Edition revue et corrigée : sortie fin octobre 2023, 230 pages, 40 pages couleurs, ISBN : 9782322505326, 17 €, disponible sous forme d’Ebook, 7,49 €.

Acheter le livre, édition revue et corrigée !

Michel Rzepecki : Le site internet que j’avais créé en 2007 a reçu, au fur et à mesure des recherches, des textes résumant les découvertes ou les réflexions que j’ai eues sur l’histoire locale, l’église et les mines. En 2023, l’ensemble, bien que complet, était disparate et n’était pas présenté de manière linéaire. Il était difficile de comprendre comment j’avais pu arriver à une hypothèse sur l’origine de la décoration de l’église.
De plus, les visiteurs que je recevais me demandaient souvent s’il y avait un livre…
De là, l’idée de la transformation du site internet en livre. A présent, les pages correspondant au contenu du livre ne sont plus en ligne, mais des informations complémentaires à l’ouvrage sont disponibles, touchant souvent au côté « visuel », peu approprié à une édition papier. On y trouve ainsi de nombreuses photos, des vues « 3D », le texte sur l’Alchimie de Savoret, d’autres textes historiques, etc.

L'église saint Saturnin de Palairac sous la neige
L’église saint Saturnin de Palairac sous la neige

Johan Netchacovitch : Comme vous l’indiquez dans votre introduction, commençons par l’église saint Saturnin. Vous y organisez des visites guidées ; nous y reviendrons en fin d’article. Quelles sont les parties de l’église, de son mobilier, de sa décoration dignes d’intérêt ?

Michel Rzepecki : En fait, tout est quasiment digne d’intérêt ! L’extérieur, essentiellement le clocher et le calvaire, et l’intérieur. A l’intérieur, seules les statues en plâtre récentes n’ont, pour moi, pas d’intérêt parce qu’elles n’ont pas de « message » à faire passer. C’est essentiellement la décoration d’époque baroque (XVIIe ou XVIIIe) qui mérite l’attention. Située dans un minuscule village des Corbières, l’église de Palairac est cependant dotée de trois autels en marbre, de deux retables en bois doré, un troisième ayant été éliminé par le curé fin XIXe, de six statues en bois doré et de plusieurs peintures murales dont une assez énigmatique.
Mais c’est surtout les détails de ce mobilier qui sont spécifiques à Palairac, qu’on ne retrouve nulle part ailleurs, qui permettent de se poser certaines questions : Pourquoi ce décor et ces détails ici ? Qui l’a voulu ? Faut-il regarder toute cette décoration ancienne comme un ensemble cohérent qui délivre un message et lequel ? Etc.

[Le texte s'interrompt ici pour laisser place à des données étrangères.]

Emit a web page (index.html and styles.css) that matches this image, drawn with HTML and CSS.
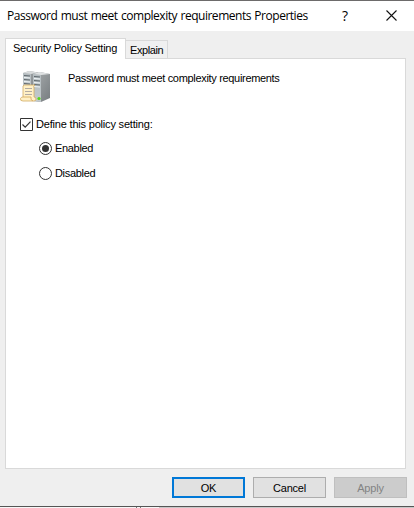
FILE: index.html
```html
<!DOCTYPE html>
<html lang="en">
<head>
<meta charset="utf-8">
<title>Password must meet complexity requirements Properties</title>
<link rel="stylesheet" href="styles.css">
</head>
<body>
<main class="dialog">
  <header class="titlebar">
    <h1 class="title">Password must meet complexity requirements Properties</h1>
    <span class="help">?</span>
    <svg class="close" width="11" height="11" viewBox="0 0 11 11"><path d="M.5.5l10 10M10.5.5l-10 10" fill="none" stroke="#111" stroke-width="1.1"/></svg>
  </header>
  <nav class="tabs">
    <div class="tab active"><span class="t-security">Security Policy Setting</span></div>
    <div class="tab"><span class="t-explain">Explain</span></div>
  </nav>
  <section class="page">
    <div class="policy">
      <svg class="icon" width="32" height="32" viewBox="0 0 32 32">
        <defs>
          <linearGradient id="side" x1="0" y1="0" x2="1" y2="1"><stop offset="0" stop-color="#a9adaf"/><stop offset="1" stop-color="#777d80"/></linearGradient>
          <linearGradient id="front" x1="0" y1="0" x2="0" y2="1"><stop offset="0" stop-color="#b4bcc0"/><stop offset="1" stop-color="#c3cacd"/></linearGradient>
        </defs>
        <path d="M3 2l6-2 9 1.500v20l-7 3-8-1z" fill="url(#side)"/>
        <path d="M3 2l8 1v22l-8-1z" fill="url(#front)"/>
        <path d="M3 2l6-2 9 1.500L11 3z" fill="#d9dcdd"/>
        <path d="M4 4.500l6 .5M4 8.500l6 .5M4 12.500l6 .5" stroke="#5f686d"/>
        <path d="M4 6.500l6 .5M4 10.500l6 .5" stroke="#eff5f7"/>
        <path d="M13 3l7-2 10 2v24l-9 4-8-1z" fill="url(#side)"/>
        <path d="M13 3l8 1v27l-8-1z" fill="url(#front)"/>
        <path d="M13 3l7-2 10 2-9 1z" fill="#dfe2e3"/>
        <path d="M14 5.500l6 .5M14 9.500l6 .5M14 13.500l6 .5" stroke="#5f686d"/>
        <path d="M14 7.500l6 .5M14 11.500l6 .5M14 15.500l6 .5" stroke="#eff5f7"/>
        <circle cx="19" cy="27.500" r="1.600" fill="#55d51c"/>
        <path d="M3 15q1-1.500 3-1h9q-2 1-1 3v9q2 0 2 2t-2 2H3q-3 0-2.500-2.500Q1 26 3 26z" fill="#fff0c6" stroke="#d0ab62" stroke-width=".8"/>
        <path d="M3 26h8q-1 3 2 4" fill="none" stroke="#d6ad62" stroke-width=".9"/>
        <path d="M5 17.500h7M5 20.500h7M5 23.500h7" stroke="#a8a19e" stroke-width=".9"/>
      </svg>
      <span class="t-policy">Password must meet complexity requirements</span>
    </div>
    <div class="check">
      <svg width="13" height="13" viewBox="0 0 13 13"><path d="M.5.5h12v12H.5z" fill="#fff" stroke="#333"/><path d="M2.500 6.500l2.700 2.700 5.300-5.500" fill="none" stroke="#333" stroke-width="1.200"/></svg>
      <span class="t-define">Define this policy setting:</span>
    </div>
    <div class="radio">
      <svg width="13" height="13" viewBox="0 0 13 13"><circle cx="6.500" cy="6.500" r="6" fill="#fff" stroke="#333"/><circle cx="6.500" cy="6.500" r="3.500" fill="#333"/></svg>
      <span class="t-enabled">Enabled</span>
    </div>
    <div class="radio">
      <svg width="13" height="13" viewBox="0 0 13 13"><circle cx="6.500" cy="6.500" r="6" fill="#fff" stroke="#333"/></svg>
      <span class="t-disabled">Disabled</span>
    </div>
  </section>
  <footer class="buttons">
    <button class="button default"><span class="t-ok">OK</span></button>
    <button class="button"><span class="t-cancel">Cancel</span></button>
    <button class="button" disabled><span class="t-apply">Apply</span></button>
  </footer>
</main>
<div class="behind"><i class="mark"></i><i class="mark"></i><i class="edge"></i></div>
</body>
</html>
```

FILE: styles.css
```css
* { box-sizing: border-box; }
body {
  margin: 0;
  width: 414px;
  height: 508px;
  overflow: hidden;
  background: #f0f0f0;
  color: #000;
  font: 11px/14px "Liberation Sans", Arial, sans-serif;
  letter-spacing: -0.32px;
}
svg { display: block; flex: none; }
span { white-space: nowrap; }
.dialog {
  display: flex;
  flex-direction: column;
  height: 507px;
  border-top: 1px solid #6d6b6b;
  border-bottom: 1px solid #555;
  background: #efefef;
}
.titlebar {
  display: flex;
  align-items: center;
  height: 30px;
  padding-left: 7px;
  background: #fff;
}
.title {
  width: 335px;
  margin: 0;
  font: 12px/16px "Open Sans", "Noto Sans", sans-serif;
  letter-spacing: -0.48px;
  word-spacing: 0.8px;
  white-space: nowrap;
}
.help { width: 44px; font: 14px/16px "Open Sans", sans-serif; }
.close { margin-top: -1px; }
.tabs {
  display: flex;
  align-items: flex-end;
  height: 27px;
  padding: 7px 0 0 5px;
}
.tab {
  width: 42px;
  height: 18px;
  padding: 2px 0 0 4px;
  border: 1px solid #d9d9d9;
  border-left: 0;
  border-bottom: 0;
  background: #f0f0f0;
}
.tab.active {
  z-index: 1;
  width: 121px;
  height: 21px;
  margin-bottom: -1px;
  padding: 2px 0 0 7px;
  border-left: 1px solid #d9d9d9;
  background: #fff;
}
.page {
  width: 401px;
  height: 411px;
  margin-left: 5px;
  border: 1px solid #d9d9d9;
  background: #fff;
}
.policy { display: flex; height: 59px; padding: 12px 0 0 14px; gap: 16px; }
.check { display: flex; height: 24px; padding-left: 14px; gap: 3px; }
.radio { display: flex; height: 25px; padding-left: 33px; gap: 3px; }
.check, .radio { align-items: flex-start; }
.check span, .radio span { margin-top: -1px; }
.t-security { letter-spacing: -0.23px; }
.t-explain { letter-spacing: -0.4px; }
.t-define { letter-spacing: -0.19px; }
.buttons { display: flex; gap: 8px; padding: 8px 0 0 172px; }
.button {
  width: 73px;
  height: 21px;
  padding: 0;
  border: 1px solid #adadad;
  background: #e1e1e1;
  color: #000;
  font: inherit;
  letter-spacing: -0.2px;
}
.button.default { border: 2px solid #0078d7; }
.button:disabled { border-color: #bfbfbf; background: #ccc; color: #838383; }
.behind { display: flex; height: 1px; padding-left: 136px; background: #f7f7f7; }
.mark { width: 1px; height: 1px; margin-right: 3px; background: #777; }
.edge { flex: 1; margin-left: 15px; background: #c8c8c8; }
```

Vue à 360° de l'église de Palairac

Voir l’intérieur l’animation de l’église de Palairac en 360° !

Johan Netchacovitch : Parmi les divers éléments mentionnés, la chapelle saint Roch avec l’autel, le retable, la peinture murale et les statues est le lieu à visiter. En guise d’exemple, pourriez-vous décrire une de ces composantes pour nos lecteurs ?

Michel Rzepecki : C’est dans cette chapelle Nord que j’avais remarqué, il y a très longtemps, ces deux éléments très particuliers : la Vierge à l’Enfant tenant entre son pouce et son index une petite bille !

La Vierge à la bille dans l'église de Palairac
La Vierge à la bille dans l’église de Palairac
La bille qui interpelle !
La bille en gros plan

… et la « fresque » en haut du retable avec son temple aux colonnes noire à gauche et blanche à droite, orné dans son tympan de l’œil dans le triangle. Cette peinture est très abîmée et difficile à dater entre le XVIIe et le XVIIIe. Au centre de la peinture, divers éléments religieux sont enchevêtrés les uns sur les autres, incitant à y voir une composition symbolique. Les deux tables de la Loi sont dessinées à l’avant-plan d’une croix et une ancre marine croisées en X. Les numéros VI, VII et VIII de la table de droite sont les seuls bien visibles. A côté du VIII, il y a comme un petit triangle. A l’avant des Tables semble représenté un calice. Serait-ce le Graal ? Tous ces objets écrasent ce qui peut être un serpent enroulé. Des « ombres », « reflets » ou « projections » rouges semblent produites par une petite boule rouge placée dans le coin supérieur gauche de l’espace central. Enfin, une grosse boule rouge est suspendue à la branche gauche de la croix… L’ensemble a une signification religieuse et je montre dans le livre qu’il en a très probablement une seconde, alchimique. Cette ambivalence des symboles est très importante.

La fresque

Johan Netchacovitch : Parmi le mobilier et les éléments décoratifs, vous mentionnez plusieurs fois des pièces rapportées. Elles amplifient les difficultés à discerner leur(s) sens. Quel exemple vous paraît le plus caractéristique ?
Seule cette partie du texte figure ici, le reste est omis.